One of those uniform $250 axles went bad on Dale Earnhardt Jr.'s No. 88 Chevrolet at Fontana, Calif., a few weeks ago, knocking him out of the race and sending a more than mild wave of anxiety through Hendrick Motorsports engineers, who had built identical parts into the team's other three cars. Jimmie Johnson's rear axle showed extreme wear, according to team officials, but survived long enough to take him to Victory Lane.

But what about the cars already built for the next three races? Las Vegas passed without incident, but Atlanta Motor Speedway, where the Kobalt Tools 500 is scheduled today, is another issue.

The inexpensive parts and pieces that make up the expensive whole have a way of coming undone. Sometimes it's something silly, like in Phoenix in 2006, when a pocket-change window net fastener broke on Kurt Busch's No. 2 Dodge as he ran with the leaders, prompting NASCAR to black-flag him, sending him from the lead pack to a lap down and a 24th-place finish.

Sometimes it's something critical, something that takes a car out of the race.

It's the maddening aspect of the sport for drivers, owners, mechanics and engineers, perhaps more so than the bizarre variables they cannot hope to control, like hot dog wrappers on grills and potholes in Turn 2.

Machines break. Parts fail. The humans who build and install them are fallible. It happens on small teams where quality control is a second glance by a pit crew member or fabricator, or on large ones, where often several engineers are tasked to vet each of those parts and pieces - whether crafted internally or purchased from outside vendors - before they are fashioned into a race car.

It happens although parts managers spend hours inspecting threads on lug nuts with a watchmaker's attention to detail. No one is immune, not Busch's meticulous Penske team, not Hendrick Motorsports, which has dominated the sport since 2005.

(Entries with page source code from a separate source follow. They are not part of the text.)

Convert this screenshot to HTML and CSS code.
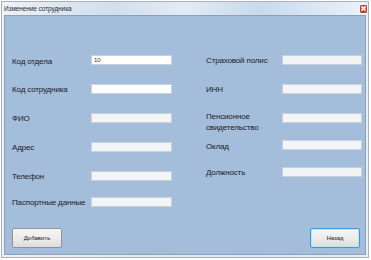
FILE: index.html
```
<!DOCTYPE html>
<html lang="ru">
<head>
<meta charset="utf-8">
<title>Изменение сотрудника</title>
<link rel="stylesheet" href="styles.css">
</head>
<body>
<div class="window">
  <div class="titlebar">
    <span class="title">Изменение сотрудника</span>
    <span class="close"><svg width="5" height="5" viewBox="0 0 5 5"><path d="M0.5 0.5L4.5 4.5M4.5 0.5L0.5 4.5" stroke="#fff" stroke-width="1.2"/></svg></span>
  </div>
  <div class="client">
    <div class="form">
      <div class="col col-left">
        <div class="row r1"><span class="lbl">Код отдела</span><span class="inp white"><span class="val">10</span></span></div>
        <div class="row r2"><span class="lbl">Код сотрудника</span><span class="inp white"></span></div>
        <div class="row r3"><span class="lbl">ФИО</span><span class="inp"></span></div>
        <div class="row r4"><span class="lbl">Адрес</span><span class="inp"></span></div>
        <div class="row r5"><span class="lbl">Телефон</span><span class="inp"></span></div>
        <div class="row"><span class="lbl">Паспортные данные</span><span class="inp"></span></div>
      </div>
      <div class="col col-right">
        <div class="row q1"><span class="lbl">Страховой полис</span><span class="inp"></span></div>
        <div class="row q2"><span class="lbl">ИНН</span><span class="inp"></span></div>
        <div class="row q3"><span class="lbl two">Пенсионное<br>свидетельство</span><span class="inp"></span></div>
        <div class="row q4"><span class="lbl low">Оклад</span><span class="inp"></span></div>
        <div class="row"><span class="lbl">Должность</span><span class="inp"></span></div>
      </div>
    </div>
    <div class="buttons">
      <button class="btn">Добавить</button>
      <button class="btn focus">Назад</button>
    </div>
  </div>
</div>
</body>
</html>
```
FILE: styles.css
```
html, body {
  margin: 0;
  padding: 0;
  background: #ffffff;
}
body {
  font-family: "Liberation Sans", Arial, sans-serif;
  color: #1a1f26;
}
.window {
  margin: 1px 0 0 1px;
  width: 368px;
  height: 257px;
  box-sizing: border-box;
  border: 1px solid #a9b2bc;
  background: linear-gradient(90deg, #eef2f6 0%, #e2eaf2 40%, #dce8f4 70%, #e6eef6 100%);
  display: flex;
  flex-direction: column;
  padding: 0 2px 2px 2px;
}
.titlebar {
  height: 13px;
  display: flex;
  align-items: center;
  justify-content: space-between;
  background: linear-gradient(90deg, rgba(255,255,255,0) 0%, rgba(196,214,234,0.6) 30%, rgba(230,238,246,0.4) 50%, rgba(190,212,236,0.7) 70%, rgba(240,246,252,0.5) 100%);
}
.title {
  font-size: 6.5px;
  color: #2a2f36;
  letter-spacing: -0.1px;
}
.close {
  width: 7px;
  height: 8px;
  background: linear-gradient(#e98560, #c9432a);
  border: 1px solid #a8472e;
  border-radius: 1px;
  display: flex;
  align-items: center;
  justify-content: center;
  margin-right: -1px;
  box-sizing: border-box;
}
.client {
  flex: 1;
  background: #a4bdda;
  border: 1px solid #8da0b6;
  display: flex;
  flex-direction: column;
  padding: 39px 5px 6px 7px;
}
.form {
  display: flex;
}
.col {
  display: flex;
  flex-direction: column;
}
.col-left {
  width: 160px;
  margin-right: 34px;
}
.col-right {
  width: 156px;
}
.row {
  display: grid;
  grid-template-rows: 10px;
  height: 10px;
  align-items: center;
}
.col-left .row { grid-template-columns: 79px 81px; }
.col-right .row { grid-template-columns: 76px 80px; }
.r1, .r2, .r3, .r4 { margin-bottom: 19px; }
.r5 { margin-bottom: 16px; }
.q1, .q2 { margin-bottom: 19px; }
.q3 { margin-bottom: 17px; }
.q4 { margin-bottom: 17px; }
.lbl {
  font-size: 8px;
  line-height: 11px;
  white-space: nowrap;
  letter-spacing: -0.15px;
  color: #1b2129;
}
.r1 .lbl { margin-top: 3px; }
.lbl.two {
  align-self: start;
  margin-top: -2px;
}
.lbl.low { margin-top: 2px; }
.inp {
  height: 10px;
  box-sizing: border-box;
  background: #f3f4f5;
  border: 1px solid #c7d2de;
  display: flex;
  align-items: center;
}
.inp.white { background: #ffffff; }
.val {
  font-size: 6px;
  padding-left: 2px;
  color: #333;
}
.buttons {
  margin-top: auto;
  display: flex;
  justify-content: space-between;
}
.btn {
  width: 50px;
  height: 20px;
  box-sizing: border-box;
  border: 1px solid #8f9398;
  border-radius: 2px;
  background: linear-gradient(#f6f6f6 0%, #ececec 50%, #dcdcdc 100%);
  font-family: "Liberation Sans", Arial, sans-serif;
  font-size: 6px;
  color: #222;
  padding: 0;
}
.btn.focus {
  border-color: #3c9ad6;
  box-shadow: inset 0 0 0 1px #bfe3f7;
}
```
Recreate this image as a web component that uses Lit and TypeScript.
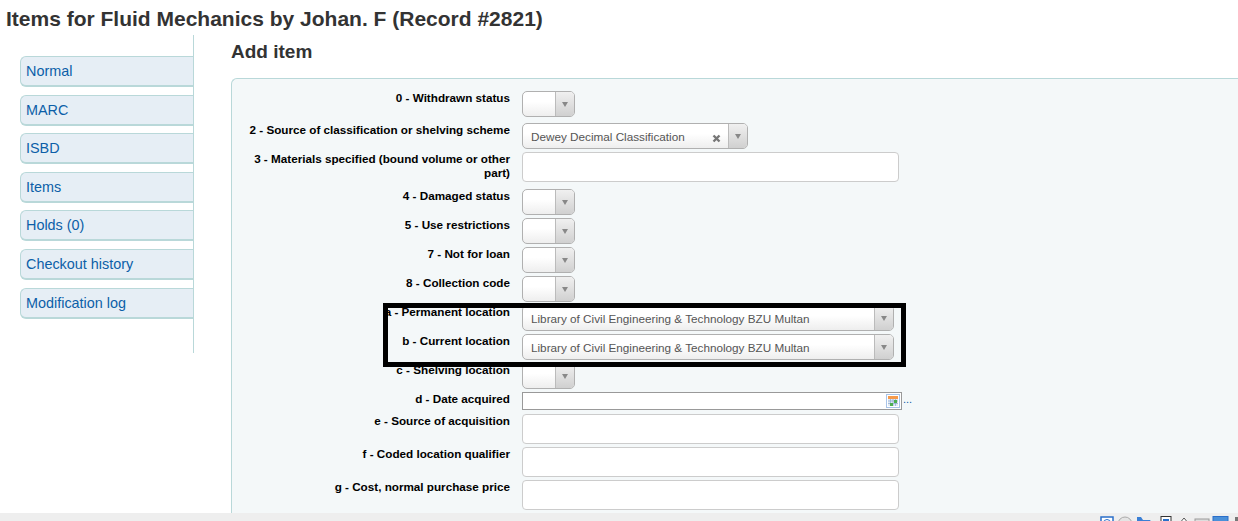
import { LitElement, html, css, svg } from "lit";
import { customElement } from "lit/decorators.js";

type Row = { label: string; kind: "select" | "input" | "date"; value?: string; wide?: "source" | "loc"; gap: number; h?: number; clear?: boolean };

const tabs = ["Normal", "MARC", "ISBD", "Items", "Holds (0)", "Checkout history", "Modification log"];
const rows: Row[] = [
  { label: "0 - Withdrawn status", kind: "select", gap: 6 },
  { label: "2 - Source of classification or shelving scheme", kind: "select", value: "Dewey Decimal Classification", wide: "source", clear: true, gap: 3 },
  { label: "3 - Materials specified (bound volume or other part)", kind: "input", h: 30, gap: 7 },
  { label: "4 - Damaged status", kind: "select", gap: 3 },
  { label: "5 - Use restrictions", kind: "select", gap: 3 },
  { label: "7 - Not for loan", kind: "select", gap: 3 },
  { label: "8 - Collection code", kind: "select", gap: 3 },
  { label: "a - Permanent location", kind: "select", value: "Library of Civil Engineering & Technology BZU Multan", wide: "loc", gap: 3 },
  { label: "b - Current location", kind: "select", value: "Library of Civil Engineering & Technology BZU Multan", wide: "loc", gap: 3 },
  { label: "c - Shelving location", kind: "select", gap: 3 },
  { label: "d - Date acquired", kind: "date", gap: 4 },
  { label: "e - Source of acquisition", kind: "input", h: 30, gap: 3 },
  { label: "f - Coded location qualifier", kind: "input", h: 30, gap: 3 },
  { label: "g - Cost, normal purchase price", kind: "input", h: 30, gap: 3 },
];

@customElement("app-root")
export class AppRoot extends LitElement {
  static styles = css`
    :host { display: block; position: relative; width: 1238px; height: 521px; overflow: hidden; background: #fff;
      font-family: "Liberation Sans", Arial, sans-serif; color: #333; }
    h1 { margin: 0; padding: 7px 0 0 6px; height: 28px; font-size: 21px; line-height: 24px; font-weight: bold; color: #333; white-space: nowrap; }
    .main { display: flex; height: 478px; overflow: hidden; }
    .side { width: 194px; height: 318px; flex: none; box-sizing: border-box; padding: 21px 0 0 20px; border-right: 1px solid #b9d8d9; }
    .tab { display: flex; align-items: center; box-sizing: border-box; height: 31px; margin-bottom: 7.6px; padding-left: 5px;
      background: #e6eef5; border: 1px solid #b9d8d9; border-bottom-width: 2px; border-right: 0; border-radius: 6px 0 0 6px;
      color: #0c5fa8; font-size: 14.4px; }
    .content { flex: 1; padding-left: 37px; min-width: 0; }
    h2 { margin: 0; height: 43px; padding-top: 6px; box-sizing: border-box; font-size: 19px; line-height: 22px; font-weight: bold; color: #333; }
    fieldset { display: block; margin: 0; box-sizing: border-box; height: 435px; padding: 12px 0 0 0; background: #f4f8f9;
      border: 1px solid #b9d8d9; border-right: 0; border-bottom: 0; border-radius: 6px 0 0 0; }
    .row { display: flex; align-items: flex-start; }
    .lab { width: 278px; flex: none; text-align: right; font-size: 11.7px; line-height: 14px; font-weight: bold; color: #000; }
    .ctl { margin-left: 12px; flex: none; display: flex; align-items: flex-start; }
    .sel { display: flex; box-sizing: border-box; height: 26px; width: 53px; background: linear-gradient(#fff 40%, #eee); border: 1px solid #b0b0b0; border-radius: 5px; }
    .sel.source { width: 226px; }
    .sel.loc { width: 372px; }
    .val { flex: 1; min-width: 0; padding: 6px 0 0 8px; font-size: 11.72px; line-height: 14px; color: #555; white-space: nowrap; position: relative; }
    .x { position: absolute; right: 7px; top: 10px; width: 9px; height: 9px; display: block; }
    .arrow { width: 19px; flex: none; box-sizing: border-box; border-left: 1px solid #bbb; background: linear-gradient(#f0f0f0, #d0d0d0); border-radius: 0 4px 4px 0;
      display: flex; align-items: center; justify-content: center; }
    .tri { width: 0; height: 0; border-left: 3.5px solid transparent; border-right: 3.5px solid transparent; border-top: 5px solid #888; }
    .inp { box-sizing: border-box; width: 377px; background: #fff; border: 1px solid #ccc; border-radius: 4px; }
    .date { display: flex; align-items: center; justify-content: flex-end; box-sizing: border-box; width: 380px; height: 18px; background: #fff; border: 1px solid #999; padding-right: 1px; }
    .cal { display: block; width: 14px; height: 14px; }
    .dots { font-size: 11px; line-height: 14px; color: #0c5fa8; margin-left: 1px; }
    .foot { height: 8px; box-sizing: border-box; padding-top: 3px; background: #eee; display: flex; justify-content: flex-end; overflow: hidden; }
    .foot svg { display: block; width: 138px; height: 14px; flex: none; }
    .mark { position: absolute; left: 383px; top: 303px; width: 523px; height: 64px; box-sizing: border-box; border: 5px solid #000; pointer-events: none; }
  `;

  private control(r: Row) {
    if (r.kind === "select") {
      return html`<div class="sel ${r.wide ?? ""}">
        <div class="val">${r.value ?? ""}${r.clear
          ? html`<svg class="x" viewBox="0 0 9 9"><path d="M1.5 1.5l6 6M7.5 1.5l-6 6" stroke="#777" stroke-width="2.4" fill="none"/></svg>`
          : ""}</div>
        <div class="arrow"><div class="tri"></div></div>
      </div>`;
    }
    if (r.kind === "date") {
      return html`<div class="date"><svg class="cal" viewBox="0 0 14 14">
          <rect x="0.5" y="0.5" width="13" height="13" fill="#fff" stroke="#a9c4e8"/>
          <rect x="2" y="2" width="10" height="3" fill="#f59a4b"/>
          <path d="M2 5h10v7H2z" fill="#dfe9f5"/>
          <path d="M2 7h10M2 9.5h10M4.5 5v7M7 5v7M9.5 5v7" stroke="#8aa7cf" stroke-width="0.7" fill="none"/>
          <rect x="8" y="6" width="3" height="3" fill="#4caf50"/>
          <rect x="4" y="9" width="3" height="3" fill="#4caf50"/>
        </svg></div><span class="dots">...</span>`;
    }
    return html`<div class="inp" style="height:${r.h}px"></div>`;
  }

  render() {
    return html`
      <h1>Items for Fluid Mechanics by Johan. F (Record #2821)</h1>
      <div class="main">
        <nav class="side">${tabs.map((t) => html`<div class="tab">${t}</div>`)}</nav>
        <div class="content">
          <h2>Add item</h2>
          <fieldset>
            ${rows.map((r) => html`<div class="row" style="margin-bottom:${r.gap}px">
              <div class="lab">${r.label}</div>
              <div class="ctl">${this.control(r)}</div>
            </div>`)}
          </fieldset>
        </div>
      </div>
      <div class="foot">
        <svg viewBox="0 0 138 14">
          ${svg`<rect x="1" y="1" width="12" height="12" fill="#fff" stroke="#2a6fc9" stroke-width="1.5"/>
          <circle cx="7" cy="7" r="3.5" fill="none" stroke="#2a6fc9"/>
          <circle cx="25" cy="8" r="7" fill="#e4e4e4" stroke="#aaa"/>
          <circle cx="25" cy="8" r="3" fill="#ccc"/>
          <path d="M37 10V1h4l2 3h7l2 3v3z" fill="#3a7fd5"/>
          <rect x="61" y="0.5" width="10" height="11" fill="#fff" stroke="#333"/>
          <rect x="63" y="3" width="6" height="8" fill="#2a6fc9"/>
          <path d="M79 8l5-6 5 6z" fill="#fff" stroke="#555"/>
          <rect x="95" y="3" width="14" height="8" fill="#ddd" stroke="#999"/>
          <rect x="113" y="0.5" width="15" height="11" fill="#4a90d9" stroke="#2a6fc9"/>
          <path d="M132 10V5h3V1h3v9z" fill="#777"/>`}
        </svg>
      </div>
      <div class="mark"></div>
    `;
  }
}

Few race tracks expose those lapses in metal and mettle like Atlanta Motor Speedway, where today a 1.54-mile crucible of long, smooth banking will create high RPMs, high speeds, long green-flag runs and incredible stress on parts - and the people in charge of making them work flawlessly. The 500-mile part almost makes it cruel.

"It's very fast. Vegas was fast, only it was 100 miles shorter," Duchardt said. "So you see guys who find different lines and get up in that high line and the engine wound up ... it can definitely be hard on engines. The weather is cool, so you're making more power. It's bumpy. It's hard on all the components."

Said Johnson: "It's no doubt a demanding track with the G-forces the cars experience here."

Teams attempt to attain quality control by creating as many parts as possible within their own shops, a trend that has cost millions on machines that fashion metal parts with jets of pressurized water. But teams cannot make everything themselves. Spark plugs, alternator belts, window net fasteners, rear axles and more are purchased from outside vendors.

Sometimes the catch is made just in time to prevent a debacle. According to Toyota Racing Development president Lee White, a catastrophic flaw in a vendor part used in every Toyota Sprint Cup engine - including those built independently by Joe Gibbs Racing - was discovered during routine durability testing two weeks before Speed Weeks.

White, who would not identify the part because it is made by a tiny group of companies, said TRD's 180-engineer staff at its engine facility in Costa Mesa, Calif., morphed into a massive quality control team to identify the problem, test it, pass the information to JGR and rebuild engines for customers Red Bull and Michael Waltrip Racing.

"We ran into an issue with components from a vendor that causes a huge amount of heartache," he said. "One hundred and eighty people were working around the clock, seven days a week."

Duchardt doesn't have that long to figure out if those axles are going to hold.

"Atlanta is different than Vegas," he said, "so I'll tell you Sunday afternoon."